Iraqis have participated in two triumphant elections -- only to have the first full-term parliament meet for the first time this week for just 37 minutes.

Much like Iraqis, Americans are divided about the war, and more are losing faith. Only 42 percent now think the war was worth fighting -- down nearly 30 percent in three years.

Civil War?

After the bombing of a holy Shiite shrine last month, which set off a wave of religious violence, 80 percent of Americans now predict civil war.

Today, Iraq's former prime minister, Iyad Allawi, issued an ominous warning. He said the country is already in a civil war and "moving toward the point of no return."

U.S. officials insist a civil war is a ways off and say the best way to avoid disintegration is for Iraq's leaders to form a unity government that includes all three Iraq's main religious and ethnic groups.

"Success would be a reasonably stable, decent, pluralistic government," said Fareed Zakaria, editor of Newsweek International. "In the next three months, these are the make-or-break times for this national compact. It will either happen, or it won't -- and the Iraqis might have a civil war."

Iraqi Security Forces

U.S. officials add that the sooner Iraq has battle-worthy security forces, the sooner American troops can come home -- which is why the U.S. has made much of the prominent role Iraq has played in Operation Swarmer, the anti-insurgent offensive this weekend.

So far, anywhere from 30,000 to 75,000 Iraqis and more than 2,300 U.S. troops have died in this war. Fifteen Americans have been taken hostage, including journalist Jill Carroll, who is still missing.

While about 50 percent of Americans say the war has made them cry, and 90 percent say it's made them pray, it has not fundamentally changed most American lives.
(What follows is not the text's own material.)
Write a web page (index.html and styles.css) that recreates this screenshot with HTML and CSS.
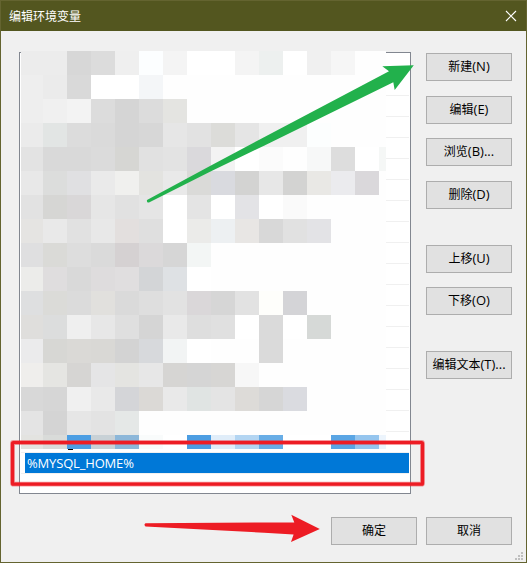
FILE: index.html
```
<!DOCTYPE html>
<html lang="zh-CN">
<head>
<meta charset="utf-8">
<title>编辑环境变量</title>
<link rel="stylesheet" href="styles.css">
</head>
<body>
<div class="window">
  <header class="titlebar">
    <h1 class="title">编辑环境变量</h1>
    <svg class="close" width="12" height="12" viewBox="0 0 12 12"><path d="M1 1L11 11M11 1L1 11"/></svg>
  </header>
  <main class="content">
    <div class="list">
      <div class="rows"></div>
      <div class="row selected"><span class="value">%MYSQL_HOME%</span></div>
      <div class="mosaic" id="mosaic"></div>
      <div class="speck"></div>
    </div>
    <div class="actions">
      <button class="btn">新建<span class="key">(N)</span></button>
      <button class="btn gap-15">编辑<span class="key">(E)</span></button>
      <button class="btn gap-14">浏览<span class="key">(B)...</span></button>
      <button class="btn gap-15">删除<span class="key">(D)</span></button>
      <button class="btn gap-36">上移<span class="key">(U)</span></button>
      <button class="btn gap-14">下移<span class="key">(O)</span></button>
      <button class="btn gap-36">编辑文本<span class="key">(T)...</span></button>
    </div>
  </main>
  <footer class="footer">
    <button class="btn">确定</button>
    <button class="btn">取消</button>
  </footer>
  <svg class="grip" width="8" height="8" viewBox="0 0 8 8"><path d="M6 0h2v2h-2zM3 3h2v2h-2zM6 3h2v2h-2zM0 6h2v2h-2zM3 6h2v2h-2zM6 6h2v2h-2z"/></svg>
  <svg class="marks" width="527" height="563" viewBox="0 0 527 563">
    <path class="green" d="M147 200L210 166L264 137.3L389 71.2L382.3 66.2L413.8 65.3L394.7 90L393.3 82.3L264 145.7L210 171.7L149 202.4Q146.5 203 147 200Z"/>
    <rect class="frame-soft" x="12.5" y="442.5" width="410" height="41.7" rx="1"/>
    <rect class="frame" x="12.5" y="442.5" width="410" height="41.7" rx="1"/>
    <path class="red" d="M145.5 523.2L264 522.4L294.3 522.4L291.3 514.8L319.8 529L291 542L293.6 534.4L264 532.8L145.5 526.4Q143.4 524.8 145.5 523.2Z"/>
  </svg>
</div>
<script src="mosaic.js"></script>
</body>
</html>
```
FILE: styles.css
```
* { box-sizing: border-box; }
body {
  margin: 0;
  font-family: "Open Sans", "Noto Sans CJK SC", sans-serif;
  font-size: 12px;
  color: #000;
}
.window {
  position: relative;
  width: 527px;
  height: 563px;
  border: 1px solid #646430;
  background: #f0f0f0;
  overflow: hidden;
}
.titlebar {
  display: flex;
  align-items: center;
  justify-content: space-between;
  height: 30px;
  padding: 0 9px 0 8px;
  background: #53561f;
}
.title {
  margin: 0;
  padding-top: 2px;
  font-size: 12px;
  font-weight: 400;
  line-height: 18px;
  color: #fff;
}
.close { fill: none; stroke: #fff; stroke-width: 1.1; }
.content {
  display: flex;
  justify-content: space-between;
  padding: 21px 14px 0 18px;
}
.list {
  position: relative;
  width: 392px;
  height: 442px;
  padding: 0 1px;
  border: 1px solid #828790;
  background: #fff;
}
.rows {
  height: 400px;
  background: repeating-linear-gradient(to bottom, transparent 0 20px, #f0f0f0 20px 21px);
  background-position: 0 22px;
  background-repeat: no-repeat;
}
.row {
  display: flex;
  align-items: center;
  height: 21px;
  border-bottom: 1px solid #f0f0f0;
  font-size: 13px;
  letter-spacing: -0.17px;
  color: #fff;
}
.row .value {
  flex: 1;
  height: 20px;
  margin-left: 4px;
  padding-left: 2px;
  line-height: 20px;
  background: #0078d7;
}
.mosaic {
  position: absolute;
  top: -2px;
  left: 1px;
  display: grid;
  grid-template-columns: 22px repeat(14, 24px) 7px;
  grid-template-rows: repeat(16, 24px) 14px;
}
.speck {
  position: absolute;
  top: 396px;
  left: 48px;
  width: 5px;
  height: 1px;
  background: #000;
}
.actions {
  display: flex;
  flex-direction: column;
  width: 86px;
  padding-top: 1px;
}
.btn {
  width: 86px;
  height: 28px;
  padding: 0;
  border: 1px solid #adadad;
  background: #e1e1e1;
  font: inherit;
  line-height: 18px;
  white-space: nowrap;
  color: #000;
}
.key { font-size: 13px; line-height: 1; }
.gap-14 { margin-top: 14px; }
.gap-15 { margin-top: 15px; }
.gap-36 { margin-top: 36px; }
.footer {
  display: flex;
  justify-content: flex-end;
  gap: 9px;
  padding: 23px 14px 0 0;
}
.grip {
  position: absolute;
  right: 3px;
  bottom: 2px;
  fill: #bfbfbf;
}
.marks {
  position: absolute;
  top: -1px;
  left: -1px;
  pointer-events: none;
}
.green { fill: #22b14c; }
.red { fill: #ed1c24; }
.frame { fill: none; stroke: #ed1c24; stroke-width: 3.2; }
.frame-soft { fill: none; stroke: #ed1c24; stroke-opacity: .45; stroke-width: 4.8; }
```
FILE: mosaic.js
```
// Tile colours, row by row; tiles missing at the end of a row are near-white.
const rows = [
  "ececec ececec d7d7d7 dcdcdc efefef fcfeff f4f4f4 ffffff ffffff f4f4f4 edf0ef ffffff f0f0f0 f6f6f6",
  "eeeeee ebebeb d9d9d9 ffffff ffffff f4f6f8",
  "eeeeee f0f0f0 f3f3f3 dcdcdc d5d5d5 dcdcdc e4e4e1",
  "ebebeb e2e5e4 dcdcdc dadada d5d5d5 d7d7d7 e6e6e6 e2e2e2 dcdcd9 e5e5e5 f0f0f0 f0f0f0 fcfefe",
  "e3e3e3 d9d9d9 d9d9d9 dbdbdb d6d6d3 e1e1e1 e3e3e3 dad9dc f3f3f3 ffffff fbfbfb fefefe f7f8f8 dddddd ffffff f5f7f6",
  "e8e8e8 dcdddc e0e0e2 eaeaea f0f0ee e3e3e0 e9e9e9 dadad8 d9dadf d3d3d2 e7e7e7 d3d3d2 e9e8e5 ebebee dad8db",
  "e2e2e2 d6d6d4 d9d7d8 e6e6e6 e1e1e1 e5e5e5 ffffff e4e4e4 ffffff e3e3e6 ffffff fafafa",
  "e5e4e2 e9e9e9 e1e1e1 e8e8e8 e3dfde dfdfdf ffffff ebebe9 edf0f2 e8e6e4 d8d8d8 e1e1e1 e3e3e6",
  "dfdfe0 dadad7 dddddd dadada d5d1d2 dbd9da d6d6d6 f3f6f5",
  "ececea dfddde d9d9d9 dedcdd e0dedf d3d5d7 dee1e4 ffffff",
  "dedfe0 dbdbd8 dbdbdb e1e0dd dadada dedede e2e2e2 dad7d9 d6d6d6 e2e2e2 fefefb d4d4d7",
  "dfdedc dcdddd efefef e7e7e7 dfdfdf d5d5d5 e9e9e9 dedede e0e0e0 ffffff dadada ffffff d6d9d7",
  "ebebec d7d7d4 dad9d6 d9d8d5 d3d3d3 d7d9dc f2f4f4 ffffff fefefe fefefe dadada",
  "efeeec e5e5e2 d6d5d3 e5e5e6 e4e4e1 e7e7e7 d6d5d3 d5d5d5 d7d6d4 f7f7f7",
  "d8d8d8 d6d6d6 f0f0f0 e9e9e9 d4d5d8 dbd9d6 e9e9e9 e0e4e3 e4e4e4 dddbd8 d6d6d6 dadbe0",
  "e4e4e4 d4d4d4 e6e6e6 e3e3e3 e5e8e7",
  "e3e3e0 d9dbd9 4c9ee3 c8d1d6 8cb7d9 f9fbfb ffffff 4c9de2 e0edf9 b3d5f2 68ade6 ffffff ffffff 5aa5e4 95c5ee ecf4fc"
];
const mosaic = document.getElementById("mosaic");
for (const row of rows) {
  const colors = row.split(" ");
  for (let i = 0; i < 16; i++) {
    const tile = document.createElement("span");
    tile.style.background = "#" + (colors[i] || "fefefe");
    mosaic.append(tile);
  }
}
```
But for people like Tammy Duckworth, one of more than 16,000 wounded veterans, it has changed everything. Her comrades dragged her to safety after a grenade hit her helicopter, blowing off her legs. She is now running for Congress.

"Sitting around feeling sorry for myself on a couch collecting my disability check doesn't get me anywhere," Duckworth said. "But getting out there and trying to make a difference, that's worth something. That's living up to the second chance my buddies gave me."